Copy out all lines carrying the word "with".

** Start of Given material **

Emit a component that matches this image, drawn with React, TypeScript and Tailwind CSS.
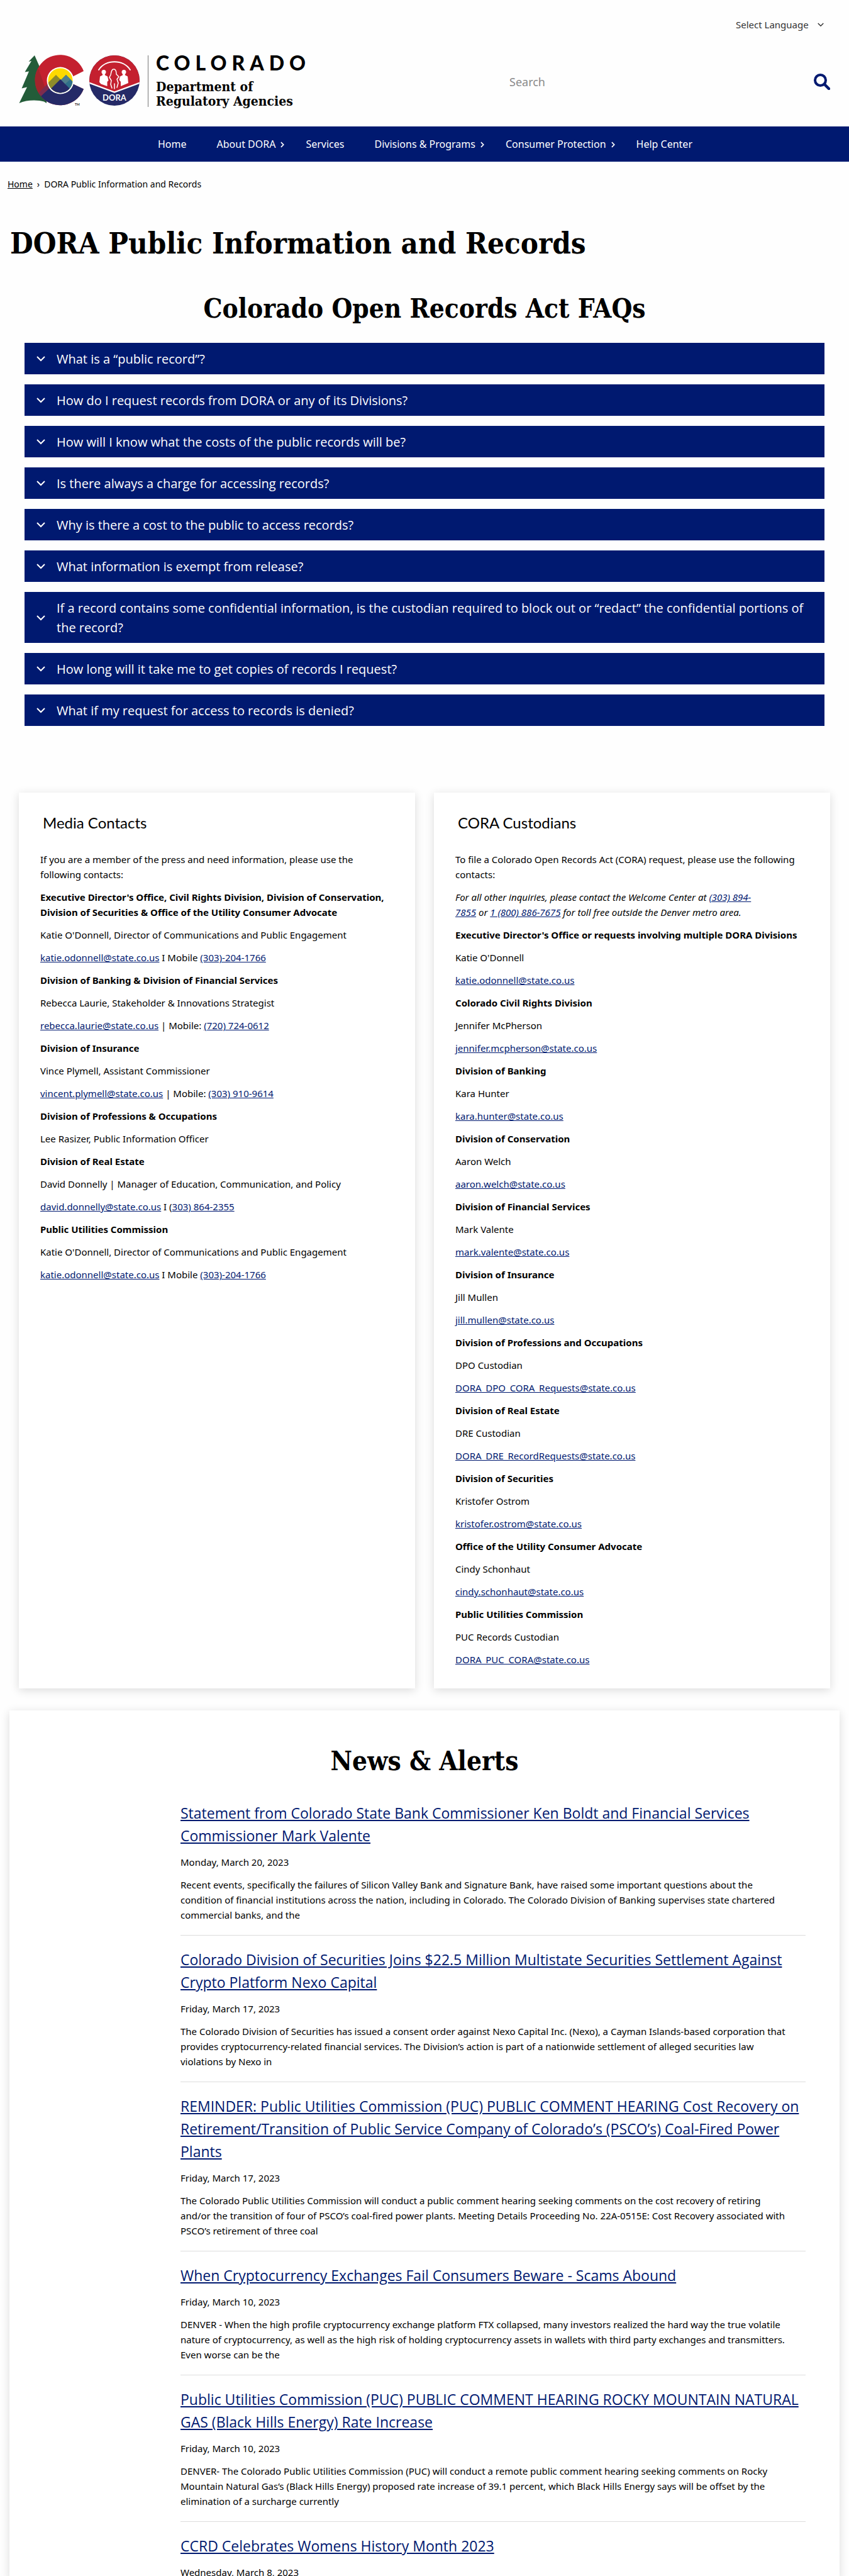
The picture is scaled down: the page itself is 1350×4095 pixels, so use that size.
import { Fragment, type ReactNode } from "react";

const body = "font-['Noto_Sans',sans-serif]";
const slab = "font-['DejaVu_Serif_Condensed','DejaVu_Serif',serif] font-bold";

const nav = [
  { label: "Home" },
  { label: "About DORA", menu: true },
  { label: "Services" },
  { label: "Divisions & Programs", menu: true },
  { label: "Consumer Protection", menu: true },
  { label: "Help Center" },
];

const faqs = [
  "What is a “public record”?",
  "How do I request records from DORA or any of its Divisions?",
  "How will I know what the costs of the public records will be?",
  "Is there always a charge for accessing records?",
  "Why is there a cost to the public to access records?",
  "What information is exempt from release?",
  "If a record contains some confidential information, is the custodian required to block out or “redact” the confidential portions of the record?",
  "How long will it take me to get copies of records I request?",
  "What if my request for access to records is denied?",
];

const custodians = [
  ["Executive Director's Office or requests involving multiple DORA Divisions", "Katie O'Donnell", "katie.odonnell@state.co.us"],
  ["Colorado Civil Rights Division", "Jennifer McPherson", "jennifer.mcpherson@state.co.us"],
  ["Division of Banking", "Kara Hunter", "kara.hunter@state.co.us"],
  ["Division of Conservation", "Aaron Welch", "aaron.welch@state.co.us"],
  ["Division of Financial Services", "Mark Valente", "mark.valente@state.co.us"],
  ["Division of Insurance", "Jill Mullen", "jill.mullen@state.co.us"],
  ["Division of Professions and Occupations", "DPO Custodian", "DORA_DPO_CORA_Requests@state.co.us"],
  ["Division of Real Estate", "DRE Custodian", "DORA_DRE_RecordRequests@state.co.us"],
  ["Division of Securities", "Kristofer Ostrom", "kristofer.ostrom@state.co.us"],
  ["Office of the Utility Consumer Advocate", "Cindy Schonhaut", "cindy.schonhaut@state.co.us"],
  ["Public Utilities Commission", "PUC Records Custodian", "DORA_PUC_CORA@state.co.us"],
];

const news: { title: string[]; date: string; text: string[] }[] = [
  {
    title: ["Statement from Colorado State Bank Commissioner Ken Boldt and Financial Services", "Commissioner Mark Valente"],
    date: "Monday, March 20, 2023",
    text: [
      "Recent events, specifically the failures of Silicon Valley Bank and Signature Bank, have raised some important questions about the",
      "condition of financial institutions across the nation, including in Colorado. The Colorado Division of Banking supervises state chartered",
      "commercial banks, and the",
    ],
  },
  {
    title: ["Colorado Division of Securities Joins $22.5 Million Multistate Securities Settlement Against", "Crypto Platform Nexo Capital"],
    date: "Friday, March 17, 2023",
    text: [
      "The Colorado Division of Securities has issued a consent order against Nexo Capital Inc. (Nexo), a Cayman Islands-based corporation that",
      "provides cryptocurrency-related financial services. The Division’s action is part of a nationwide settlement of alleged securities law",
      "violations by Nexo in",
    ],
  },
  {
    title: [
      "REMINDER: Public Utilities Commission (PUC) PUBLIC COMMENT HEARING Cost Recovery on",
      "Retirement/Transition of Public Service Company of Colorado’s (PSCO’s) Coal-Fired Power",
      "Plants",
    ],
    date: "Friday, March 17, 2023",
    text: [
      "The Colorado Public Utilities Commission will conduct a public comment hearing seeking comments on the cost recovery of retiring",
      "and/or the transition of four of PSCO’s coal-fired power plants. Meeting Details Proceeding No. 22A-0515E: Cost Recovery associated with",
      "PSCO’s retirement of three coal",
    ],
  },
  {
    title: ["When Cryptocurrency Exchanges Fail Consumers Beware - Scams Abound"],
    date: "Friday, March 10, 2023",
    text: [
      "DENVER - When the high profile cryptocurrency exchange platform FTX collapsed, many investors realized the hard way the true volatile",
      "nature of cryptocurrency, as well as the high risk of holding cryptocurrency assets in wallets with third party exchanges and transmitters.",
      "Even worse can be the",
    ],
  },
  {
    title: ["Public Utilities Commission (PUC) PUBLIC COMMENT HEARING ROCKY MOUNTAIN NATURAL", "GAS (Black Hills Energy) Rate Increase"],
    date: "Friday, March 10, 2023",
    text: [
      "DENVER- The Colorado Public Utilities Commission (PUC) will conduct a remote public comment hearing seeking comments on Rocky",
      "Mountain Natural Gas’s (Black Hills Energy) proposed rate increase of 39.1 percent, which Black Hills Energy says will be offset by the",
      "elimination of a surcharge currently",
    ],
  },
  { title: ["CCRD Celebrates Womens History Month 2023"], date: "Wednesday, March 8, 2023", text: [] },
];

function Lines({ lines }: { lines: string[] }) {
  return (
    <>
      {lines.map((line, i) => (
        <Fragment key={line}>
          {i > 0 && <br />}
          {line}
        </Fragment>
      ))}
    </>
  );
}

function Chevron({ className }: { className: string }) {
  return (
    <svg viewBox="0 0 14 9" className={className} fill="none" stroke="currentColor" strokeWidth="2" aria-hidden="true">
      <path d="M1 1l6 6 6-6" />
    </svg>
  );
}

function A({ children }: { children: ReactNode }) {
  return (
    <a href="#" className="text-[#001970] underline">
      {children}
    </a>
  );
}

function Emblem() {
  return (
    <svg viewBox="30 86 196 86" className="h-[86px] w-[196px] shrink-0" role="img" aria-label="Colorado DORA emblem">
      <path
        fill="#235c39"
        d="M55 88L66 113L62 111.500L70 134L66 132L74 156V164L70 161.500C60 158.500 42 158.500 30.500 164L43 138.500L34.500 140.500L46 113.500L39.500 114.500L50 97L45.500 98Z"
      />
      <defs>
        <clipPath id="letterC">
          <path d="M133 113A40 40 0 1 0 133 141.500L115 133V122Z" />
        </clipPath>
        <clipPath id="sun">
          <circle cx="96" cy="128" r="19.500" />
        </clipPath>
        <clipPath id="seal">
          <circle cx="182" cy="128" r="40" />
        </clipPath>
      </defs>
      <g clipPath="url(#letterC)">
        <rect x="54" y="86" width="82" height="84" fill="#c4202f" />
        <path d="M54 106L66 113L62 111.500L72 140L64 152L54 148Z" fill="#a3242c" />
        <path d="M60 149L82 127L96 152L74 164Z" fill="#7d2c4e" />
        <path d="M64 154L96 124L136 134V170H76Z" fill="#252a67" />
        <path d="M52 146L64 152L72 163L66 170H50Z" fill="#1f4a3d" />
      </g>
      <circle cx="96" cy="128" r="21.500" fill="#fff" />
      <g clipPath="url(#sun)">
        <rect x="76" y="106" width="42" height="44" fill="#fdd900" />
        <path d="M70 138L89 119L108 138L96 150H70Z" fill="#8d8b2c" />
        <path d="M86 138L105 119L124 138V150H96Z" fill="#2f6f8a" />
        <path d="M97 127L105 119L112 126L103 134Z" fill="#4f7f8c" />
        <path d="M70 152L96 126L122 152Z" fill="#252a67" />
      </g>
      <text x="119" y="168" fontSize="5" fontWeight="700" fill="#222" fontFamily="Lato, sans-serif">
        TM
      </text>
      <g clipPath="url(#seal)">
        <rect x="142" y="88" width="80" height="80" fill="#252a67" />
        <path d="M140 86H224V131L182 146.500L140 131Z" fill="#c4202f" />
        <path d="M140 131L182 146.500L224 131" fill="none" stroke="#fff" strokeWidth="2.200" />
      </g>
      <path d="M157 111C168 94 196 94 207 111" fill="none" stroke="#fff" strokeWidth="2" strokeLinecap="round" />
      <g fill="#fff">
        <circle cx="165" cy="114.500" r="3.500" />
        <path d="M163.500 116H166.500L167 119.500L171 121.500L172.500 128L170.500 130V137L160.500 133.500L158 130.500L159 121.500L163 119.500Z" />
        <circle cx="197" cy="114.500" r="3.500" />
        <path d="M195.500 116H198.500L199 119.500L203 121.500L204 132L192 137V130L189.500 127L191 121.500L195 119.500Z" />
      </g>
      <path
        d="M181 110C177 110 177 115 176 119L174 123L177 128L176 134L178 140M181 110C185 110 185 115 185 118L189 122L186 126L188 132L186 139M182 133V141"
        fill="none"
        stroke="#fff"
        strokeWidth="1.500"
        strokeLinecap="round"
        strokeLinejoin="round"
      />
      <text x="182" y="160" textAnchor="middle" fontSize="13" fontWeight="700" fill="#fff" fontFamily="Lato, sans-serif">
        DORA
      </text>
    </svg>
  );
}

function Card({ title, children }: { title: string; children: ReactNode }) {
  return (
    <section className="bg-white px-[34px] pt-[30px] pb-[34px] shadow-[0_3px_14px_rgba(0,0,0,0.14)]">
      <h3 className="pl-1 font-['Lato',sans-serif] text-2xl leading-9">{title}</h3>
      <div className="mt-7 flex flex-col gap-3 text-[15px] leading-6">{children}</div>
    </section>
  );
}

export default function App() {
  return (
    <div className={`h-screen overflow-y-auto bg-[#fefefe] text-black [scrollbar-width:none] ${body}`}>
      <header>
        <div className="flex h-[78px] items-center justify-end pr-10">
          <div className="relative flex items-center text-[15px] text-[#333]">
            <select aria-label="Select Language" className="h-8 appearance-none bg-transparent pr-6 leading-8">
              <option>Select Language</option>
            </select>
            <Chevron className="pointer-events-none absolute right-0 h-[7px] w-[10px]" />
          </div>
        </div>
        <div className="flex items-start justify-between pt-2 pb-[27px]">
          <a href="#" className="ml-[30px] flex items-stretch">
            <Emblem />
            <span className="my-0.5 ml-[9px] w-px bg-[#777]" />
            <span className="ml-3 flex flex-col">
              <span className="font-['Lato',sans-serif] text-[32px] leading-7 font-black tracking-[8px]">COLORADO</span>
              <span className={`mt-3 text-[21px] leading-[23px] ${slab}`}>
                Department of
                <br />
                Regulatory Agencies
              </span>
            </span>
          </a>
          <form className="flex h-[88px] w-2/5 items-center pr-[30px]" onSubmit={(e) => e.preventDefault()}>
            <input type="search" aria-label="Search" placeholder="Search" className="min-w-0 flex-1 text-lg outline-none placeholder:text-[#8a8a8a]" />
            <button type="submit" aria-label="Submit search" className="text-[#001970]">
              <svg viewBox="0 0 26 26" className="h-[26px] w-[26px]" fill="none" stroke="currentColor">
                <circle cx="10.500" cy="10.500" r="8.500" strokeWidth="4" />
                <path d="M17 17l7 7" strokeWidth="4.500" strokeLinecap="round" />
              </svg>
            </button>
          </form>
        </div>
        <nav className="bg-[#001970] text-base text-white">
          <ul className="flex h-14 items-center justify-center pl-[50px]">
            {nav.map((item) => (
              <li key={item.label} className="flex items-center">
                <a href="#">{item.label}</a>
                <span className="flex w-12 pl-2">
                  {item.menu && (
                    <svg viewBox="0 0 7 11" className="mt-0.5 h-[10px] w-[6px]" fill="none" stroke="currentColor" strokeWidth="2" aria-hidden="true">
                      <path d="M1 1l4.500 4.500L1 10" />
                    </svg>
                  )}
                </span>
              </li>
            ))}
          </ul>
        </nav>
      </header>

      <nav aria-label="Breadcrumb" className="flex gap-[7px] px-3 pt-6 text-sm leading-6">
        <a href="#" className="underline">
          Home
        </a>
        <span>›</span>
        <span>DORA Public Information and Records</span>
      </nav>

      <main>
        <h1 className={`px-4 pt-[52px] text-[47px] leading-[60px] ${slab}`}>DORA Public Information and Records</h1>

        <section className="px-[39px] pt-[47px]">
          <h2 className={`text-center text-[42px] leading-[54px] ${slab}`}>Colorado Open Records Act FAQs</h2>
          <ul className="mt-[27px] flex flex-col gap-4">
            {faqs.map((q) => (
              <li key={q}>
                <button
                  type="button"
                  aria-expanded="false"
                  className="flex w-full items-center gap-[18px] bg-[#001970] pt-[10px] pr-8 pb-[9px] pl-[19px] text-left font-['Open_Sans',sans-serif] text-xl leading-[31px] text-white"
                >
                  <Chevron className="h-[9px] w-[14px] shrink-0" />
                  <span>{q}</span>
                </button>
              </li>
            ))}
          </ul>
        </section>

        <div className="grid grid-cols-2 gap-[30px] px-[30px] pt-[106px]">
          <Card title="Media Contacts">
            <p>
              If you are a member of the press and need information, please use the
              <br />
              following contacts:
            </p>
            <p className="font-bold">
              Executive Director's Office, Civil Rights Division, Division of Conservation,
              <br />
              Division of Securities &amp; Office of the Utility Consumer Advocate
            </p>
            <p>Katie O'Donnell, Director of Communications and Public Engagement</p>
            <p>
              <A>katie.odonnell@state.co.us</A> I Mobile <A>(303)-204-1766</A>
            </p>
            <p className="font-bold">Division of Banking &amp; Division of Financial Services</p>
            <p>Rebecca Laurie, Stakeholder &amp; Innovations Strategist</p>
            <p>
              <A>rebecca.laurie@state.co.us</A> | Mobile: <A>(720) 724-0612</A>
            </p>
            <p className="font-bold">Division of Insurance</p>
            <p>Vince Plymell, Assistant Commissioner</p>
            <p>
              <A>vincent.plymell@state.co.us</A> | Mobile: <A>(303) 910-9614</A>
            </p>
            <p className="font-bold">Division of Professions &amp; Occupations</p>
            <p>Lee Rasizer, Public Information Officer</p>
            <p className="font-bold">Division of Real Estate</p>
            <p>David Donnelly | Manager of Education, Communication, and Policy</p>
            <p>
              <A>david.donnelly@state.co.us</A> I (<A>303) 864-2355</A>
            </p>
            <p className="font-bold">Public Utilities Commission</p>
            <p>Katie O'Donnell, Director of Communications and Public Engagement</p>
            <p>
              <A>katie.odonnell@state.co.us</A> I Mobile <A>(303)-204-1766</A>
            </p>
          </Card>
          <Card title="CORA Custodians">
            <p>
              To file a Colorado Open Records Act (CORA) request, please use the following
              <br />
              contacts:
            </p>
            <p className="italic">
              For all other inquiries, please contact the Welcome Center at{" "}
              <A>
                (303) 894-
                <br />
                7855
              </A>{" "}
              or <A>1 (800) 886-7675</A> for toll free outside the Denver metro area.
            </p>
            {custodians.map(([office, name, mail]) => (
              <Fragment key={office}>
                <p className="font-bold">{office}</p>
                <p>{name}</p>
                <p>
                  <A>{mail}</A>
                </p>
              </Fragment>
            ))}
          </Card>
        </div>

        <section className="mx-[15px] mt-[35px] bg-white pt-[54px] pr-[54px] pl-[272px] shadow-[0_3px_14px_rgba(0,0,0,0.14)]">
          <h2 className={`-ml-[218px] text-center text-[42px] leading-[54px] ${slab}`}>News &amp; Alerts</h2>
          <div className="mt-[37px]">
            {news.map((item) => (
              <article key={item.title[0]} className="mb-5 border-b border-[#ddd] pb-5 last:mb-0 last:border-0 last:pb-0">
                <h3 className="font-['Open_Sans',sans-serif] text-[23px] leading-9">
                  <A>
                    <Lines lines={item.title} />
                  </A>
                </h3>
                <p className="mt-3 text-[15px] leading-6">{item.date}</p>
                {item.text.length > 0 && (
                  <p className="mt-3 text-[15px] leading-6">
                    <Lines lines={item.text} />
                  </p>
                )}
              </article>
            ))}
          </div>
        </section>
      </main>
    </div>
  );
}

** End of Given material **

→ The reply:
Emit a component that matches this image, drawn with React, TypeScript and Tailwind CSS.
      "and/or the transition of four of PSCO’s coal-fired power plants. Meeting Details Proceeding No. 22A-0515E: Cost Recovery associated with",
      "nature of cryptocurrency, as well as the high risk of holding cryptocurrency assets in wallets with third party exchanges and transmitters.",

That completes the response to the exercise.